Jesus calls people “righteous” who are in the same position spiritually as those who won’t go to a doctor. “Righteous” people believe they can “heal themselves,” make themselves right with God by being good or moral. They don’t feel the need for a soul-physician, someone who intervenes and does what they can’t do themselves. Jesus is teaching that he has come to call sinners: those who know they are morally and spiritually unable to save themselves.

Because the Lord of the Sabbath said, “It is finished,” we can rest from religion—forever.

The renowned British minister Dick Lucas once preached a sermon in which he recounted an imaginary conversation between an early Christian and her neighbor in Rome.

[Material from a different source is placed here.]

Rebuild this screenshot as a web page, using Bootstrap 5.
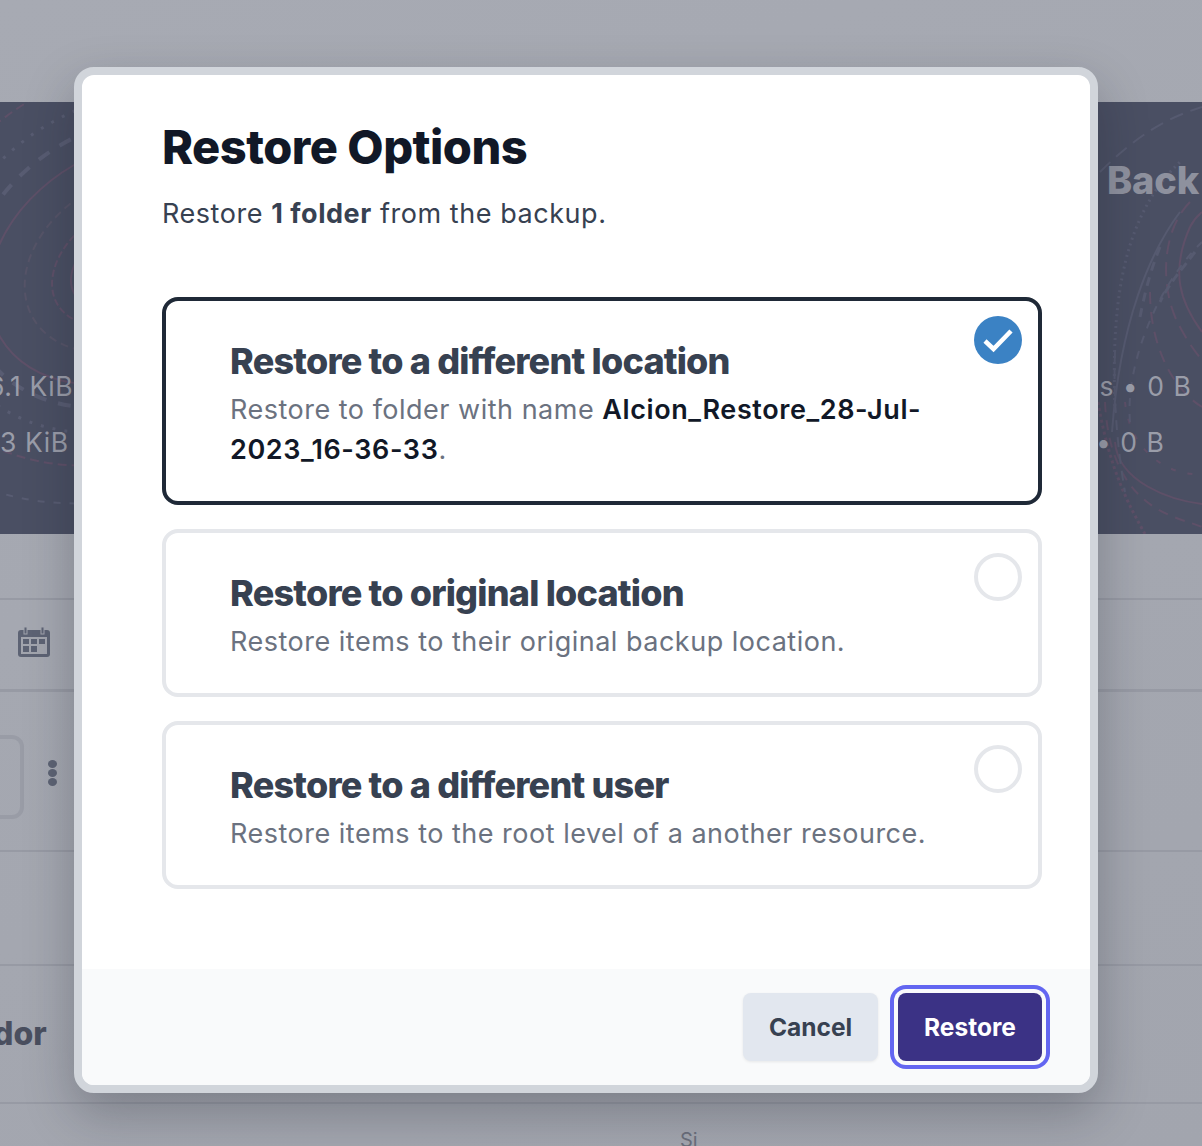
<!DOCTYPE html>
<html lang="en">
<head>
<meta charset="utf-8">
<title>Restore Options</title>
<link href="https://cdn.jsdelivr.net/npm/bootstrap@5.3.0/dist/css/bootstrap.min.css" rel="stylesheet">
<style>
html,body{height:100%;overflow:hidden}
body{font-family:Inter,"Liberation Sans",sans-serif;background:#a5a8b1;color:#374151;position:relative}
.page-bg{width:1202px;height:1146px;overflow:hidden;background:linear-gradient(160deg,#a7aab3,#a2a5ae)}
.page-top{height:102px}
.hero{height:432px;background:#4a4f63;position:relative;overflow:hidden;color:#9a9da9}
.hero-art{position:absolute;inset:0;width:100%;height:100%}
.hero-inner{position:relative;height:100%}
.hero-left{padding-top:256px;font-size:26.5px;letter-spacing:.6px;line-height:56px;width:74px}
.hero-left span{display:block;white-space:nowrap;margin-left:-12px}
.hero-left span+span{margin-left:0}
.hero-right{width:104px;font-size:26.5px;letter-spacing:1px;overflow:hidden;white-space:nowrap}
.hero-title{font-size:38px;font-weight:800;letter-spacing:-.2px;color:#8e919e;line-height:46px;margin:55px 0 0 9px}
.hero-right p{margin:0;line-height:56px}
.hero-right p.r1{margin-top:155px;margin-left:-6px}
.hero-right p.r2{margin-left:-2px}
.row-a{height:66px;border-bottom:2px solid #979aa4}
.row-b{height:92px;border-bottom:3px solid #979aa4;padding-left:18px;padding-top:27px}
.row-c{height:160px;border-bottom:2px solid #979aa4;padding-top:43px}
.ghost-box{width:24px;height:84px;border:4px solid #999ca6;border-left:0;border-radius:0 12px 12px 0}
.dots{margin:25px 0 0 24px}
.dots i{display:block;width:9px;height:8px;border-radius:50%;background:#5d6374;margin-bottom:1px}
.row-d{height:114px;border-bottom:2px solid #979aa4}
.row-e{height:138px;border-bottom:2px solid #979aa4;padding-top:46px;font-size:32px;font-weight:800;color:#4a4f5f;line-height:44px}
.row-e span{display:block;margin-left:-69px}
.ghost-foot{font-size:20px;color:#6b6f7c;padding:24px 0 0 680px;line-height:24px}

.restore-modal{position:absolute;left:74px;top:67px;width:1024px;height:1026px;border:8px solid #d1d5db;border-radius:20px;background:#fff;box-shadow:0 20px 50px rgba(20,24,36,.28);overflow:hidden;margin:0}
.m-body{padding:44px 48px 0 80px}
.m-title{font-size:47px;font-weight:800;color:#111827;letter-spacing:-.5px;line-height:56px;margin:0 0 17px}
.m-sub{font-size:27px;letter-spacing:.55px;line-height:44px;color:#374151;margin:0 0 61px}
.m-sub b{font-weight:700}
.opt{position:relative;border:4px solid #e5e7eb;border-radius:16px;padding:40px 64px 31px;background:#fff}
.opt.active{border-color:#1f2937}
.opt-name{font-size:36px;font-weight:800;color:#374151;letter-spacing:-.8px;line-height:40px;margin:0 0 9px}
.opt-desc{font-size:27px;letter-spacing:.5px;line-height:40px;color:#6b7280;margin:0}
.opt-desc b{font-weight:600;letter-spacing:.6px;color:#111827}
.radio-dot{position:absolute;top:20px;right:16px;width:48px;height:48px;border-radius:50%;border:4px solid #e5e7eb}
.radio-on{top:15px;border:0;background:#3b82c4;display:flex;align-items:center;justify-content:center}
.m-foot{position:absolute;left:0;right:0;bottom:0;height:116px;background:#f9fafb;padding:24px 48px 0 0}
.act{height:68px;border:0;border-radius:8px;font-size:24.5px;font-weight:700;line-height:68px;box-shadow:0 1px 3px rgba(0,0,0,.08)}
.act-cancel,.act-cancel:hover{width:135px;background:#e2e7ef;color:#374151}
.act-restore,.act-restore:hover{width:144px;background:#3b3285;color:#fff;box-shadow:0 0 0 4px #f9fafb,0 0 0 8px #6366f1}
</style>
</head>
<body>
<div class="page-bg">
  <div class="page-top"></div>
  <div class="hero d-flex justify-content-between">
    <svg class="hero-art" viewBox="0 0 1202 432" fill="none" aria-hidden="true">
      <g transform="rotate(-30 130 160)">
        <ellipse cx="130" cy="160" rx="64" ry="40" stroke="#5e5068" stroke-width="2"/>
        <ellipse cx="130" cy="160" rx="84" ry="56" stroke="#5e5068" stroke-width="2" stroke-dasharray="7 3"/>
        <ellipse cx="130" cy="160" rx="112" ry="82" stroke="#565468" stroke-width="2" stroke-dasharray="8 5"/>
        <ellipse cx="130" cy="160" rx="150" ry="112" stroke="#5e5068" stroke-width="2"/>
        <ellipse cx="130" cy="160" rx="172" ry="136" stroke="#585c72" stroke-width="4" stroke-dasharray="13 12"/>
        <ellipse cx="130" cy="160" rx="200" ry="160" stroke="#585c72" stroke-width="3" stroke-dasharray="3 9"/>
        <ellipse cx="130" cy="160" rx="240" ry="190" stroke="#5e5068" stroke-width="2" stroke-dasharray="9 5"/>
        <ellipse cx="130" cy="160" rx="285" ry="225" stroke="#585c72" stroke-width="2" stroke-dasharray="7 9"/>
      </g>
      <g stroke="#5e5068" stroke-width="2">
        <path d="M1202 230C1180 200 1170 170 1190 125 1195 115 1200 112 1202 110"/>
        <path d="M1190 100C1160 130 1160 190 1180 225 1188 240 1195 250 1202 258" stroke-dasharray="14 8"/>
        <path d="M1098 300C1110 370 1130 405 1145 432" stroke-width="3" stroke-dasharray="3 3"/>
        <path d="M1115 340C1118 380 1170 398 1202 402"/>
        <path d="M1105 300C1110 410 1180 415 1202 425" stroke-dasharray="10 8"/>
        <path d="M1150 190C1150 240 1170 285 1202 305" stroke-dasharray="12 8"/>
        <path d="M1125 300C1130 350 1170 375 1202 372" stroke-dasharray="5 12"/>
      </g>
      <g stroke="#565a70" stroke-width="2">
        <path d="M1115 310C1112 220 1116 120 1180 60" stroke-width="3" stroke-dasharray="2 4"/>
        <path d="M1180 110C1150 150 1120 220 1112 330"/>
        <path d="M1100 70C1140 30 1170 15 1202 5" stroke-dasharray="14 8"/>
        <path d="M1130 320C1125 260 1160 180 1202 140" stroke-dasharray="8 8"/>
        <path d="M1160 145C1150 170 1145 190 1140 215" stroke-width="3" stroke-dasharray="9 7"/>
        <path d="M1195 150C1180 170 1170 180 1160 200" stroke-width="3" stroke-dasharray="9 5"/>
        <path d="M1115 250C1113 300 1118 350 1125 390" stroke-dasharray="10 7"/>
      </g>
    </svg>
    <div class="hero-inner hero-left"><span>6.1 KiB</span><span>3 KiB</span></div>
    <div class="hero-inner hero-right">
      <div class="hero-title">Back</div>
      <p class="r1">ls&nbsp;•&nbsp;0 B</p>
      <p class="r2 text-start">•&nbsp;0 B</p>
    </div>
  </div>
  <div class="row-a"></div>
  <div class="row-b">
    <svg width="32" height="30" viewBox="0 0 32 30" aria-hidden="true"><rect y="3" width="32" height="27" rx="3" fill="#5d6374"/><rect x="6" y="0" width="3" height="7" fill="#5d6374" stroke="#a2a5ae"/><rect x="23" y="0" width="3" height="7" fill="#5d6374" stroke="#a2a5ae"/><rect x="3" y="10" width="26" height="17" fill="#a2a5ae"/><g fill="#5d6374"><rect x="5" y="12" width="6" height="5"/><rect x="13" y="12" width="6" height="5"/><rect x="21" y="12" width="6" height="5"/><rect x="5" y="19" width="6" height="6"/><rect x="13" y="19" width="6" height="6"/></g></svg>
  </div>
  <div class="row-c d-flex align-items-start">
    <div class="ghost-box"></div>
    <div class="dots"><i></i><i></i><i></i></div>
  </div>
  <div class="row-d"></div>
  <div class="row-e"><span>Vendor</span></div>
  <div class="ghost-foot">Si</div>
</div>

<div class="restore-modal" role="dialog" aria-modal="true">
  <div class="m-body">
    <h2 class="m-title">Restore Options</h2>
    <p class="m-sub">Restore <b>1 folder</b> from the backup.</p>
    <div class="d-flex flex-column gap-4">
      <div class="opt active">
        <h3 class="opt-name">Restore to a different location</h3>
        <p class="opt-desc">Restore to folder with name <b>Alcion_Restore_28-Jul-2023_16-36-33</b>.</p>
        <div class="radio-dot radio-on">
          <svg width="32" height="26" viewBox="0 0 32 26" fill="none" aria-hidden="true"><path d="M3 14 11.5 22 29 4" stroke="#fff" stroke-width="4.5"/></svg>
        </div>
      </div>
      <div class="opt">
        <h3 class="opt-name">Restore to original location</h3>
        <p class="opt-desc">Restore items to their original backup location.</p>
        <div class="radio-dot"></div>
      </div>
      <div class="opt">
        <h3 class="opt-name">Restore to a different user</h3>
        <p class="opt-desc">Restore items to the root level of a another resource.</p>
        <div class="radio-dot"></div>
      </div>
    </div>
  </div>
  <div class="m-foot d-flex justify-content-end gap-3">
    <button type="button" class="btn act act-cancel p-0">Cancel</button>
    <button type="button" class="btn act act-restore p-0 ms-1">Restore</button>
  </div>
</div>
<script src="https://cdn.jsdelivr.net/npm/bootstrap@5.3.0/dist/js/bootstrap.bundle.min.js"></script>
</body>
</html>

“Ah,” the neighbor says. “I hear you are religious! Great! Religion is a good thing. Where is your temple or holy place?”

“We don’t have a temple,” replies the Christian. “Jesus is our temple.”

“No temple? But where do your priests work and do their rituals?”

“We don’t have priests to mediate the presence of God,” replies the Christian. “Jesus is our priest.”

“No priests? But where do you offer your sacrifices to acquire the favor of your God?”

“We don’t need a sacrifice,” replies the Christian. “Jesus is our sacrifice.”

“What kind of religion is this?” sputters the pagan neighbor.

And the answer is, it’s no kind of religion at all.